Painful toes can be caused by osteoarthritis, metatarsalgia, gout or Morton's neuroma. These conditions will be diagnosed with an X-ray, ultrasound or MRI scan, and for gout also with a blood test. With all of these conditions, you’ll have pain in or around the toe joint that is affected.
With gout this will also have excessive swelling and redness in the feet and sometimes into your calf. Metatarsalgia causes a sharp, aching and burning pain in the ball of your foot that is worse when standing, running or bending your toes.
Flat foot reconstruction and tibialis posterior tendon reconstruction are the same surgery. This procedure is done to regain the inside arch of your foot. The surgery consists of a tendon transfer, using the flexor hallucis longus tendon to support the medial arch, as well as an osteotomy – where a bone is cut, moved and pinned into the new location to provide a more neutral foot position and improve the medial arch.
This surgery is usually done if your arch has flattened because of a tendon injury, or you are experiencing a progressive flattening of the foot. Typically, it will be just on one side. It is not done for naturally flat feet.
After the surgery, you'll be put into a plaster cast for 2 to 6 weeks, and then into an Aircast boot for 4 to 6 weeks. The length of time will depend on your surgeon. After this, some surgeons will be happy for you to wean yourself out of the boot as you feel comfortable, while others will want you to wear a brace to provide arch support. You will be advised to start physiotherapy either at 2 or 6 weeks post-op, depending on your surgeon’s protocol.
Physiotherapy will normally begin with gradually regaining full range of movement in the foot and ankle and increasing strength, especially around the medial arch. You will be non-weight-bearing to begin with, and will gradually increase to full weight-bearing according to your surgeon’s protocol. During the partial weight-bearing stage we will encourage hydrotherapy to help with strengthening and gait re-education, as the buoyancy of the water will support your weight. As you move towards a full weight-bearing, we will progress to exercises on land with a graduated strengthening programme that will reinforce a correct gait pattern.
Your recovery will take around a year. Your goals and the activities you want to return to will determine how long you’ll need physiotherapy for.
Read our article on Preparing for surgery
Heel pain is often caused by plantar fasciitis. You’ll feel pain in your heel, predominantly on the inside of the foot.

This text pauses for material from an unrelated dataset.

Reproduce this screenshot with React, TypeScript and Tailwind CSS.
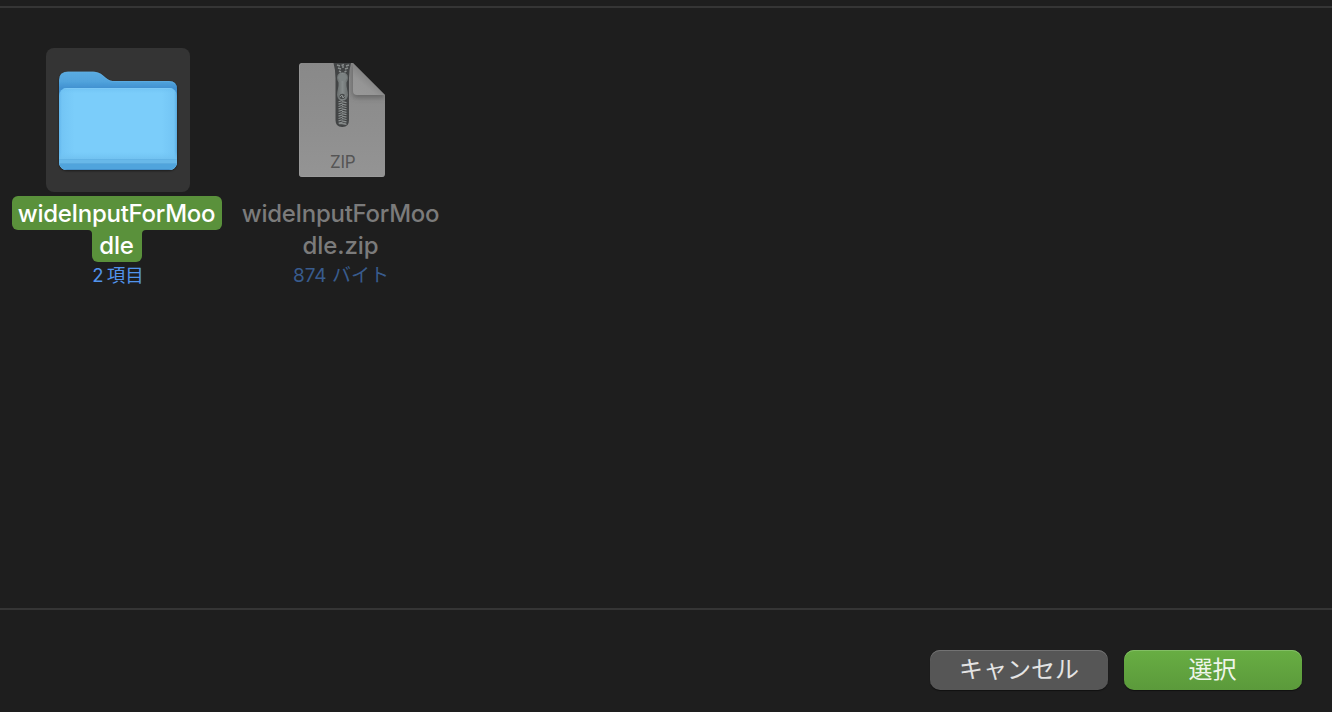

It can radiate into the arch of your foot.It can be painful standing or walking, with the pain subsiding as you get into your stride. You’ll usually only have it in one foot, but it may be in both.
Plantar fasciitis is caused by tight calves and a flattening of the arch of your foot. This increases the tension and irritation around your heel. Changes in your calf or arch are usually caused by a weakness or increased use of these muscles, or by the degeneration of the plantar fascia. We often see plantar fasciitis in long-distance runners, and in non-athletes with a high BMI.
Treatment often includes soft tissue massage to reduce the tightness in your calf. To provide short-term relief, we may tape the arch, recommend you are assessed for orthotics and provide you with a stretching regime and ideas on how to adapt the activities you like to do.
This isn’t a long-term solution though, and we’ll give you strengthening exercises for the arch of your foot and calf that will gradually increase the loading on the fascia. This will lengthen the muscles and increase the flexibility of your foot. We’ll also assess your gait and running style and provide you with gait re-education to ensure you’re not overloading the inside of your heel and that you’re making full use of your foot’s mobility. Our physiotherapists will also recommend you track your sleep, activity recovery and diet to improve overall condition.
It can take from 6 weeks to 3 months for the symptoms of plantar fasciitis to significantly improve. To get back to the level of activity that caused the problem, it can take up to a full year.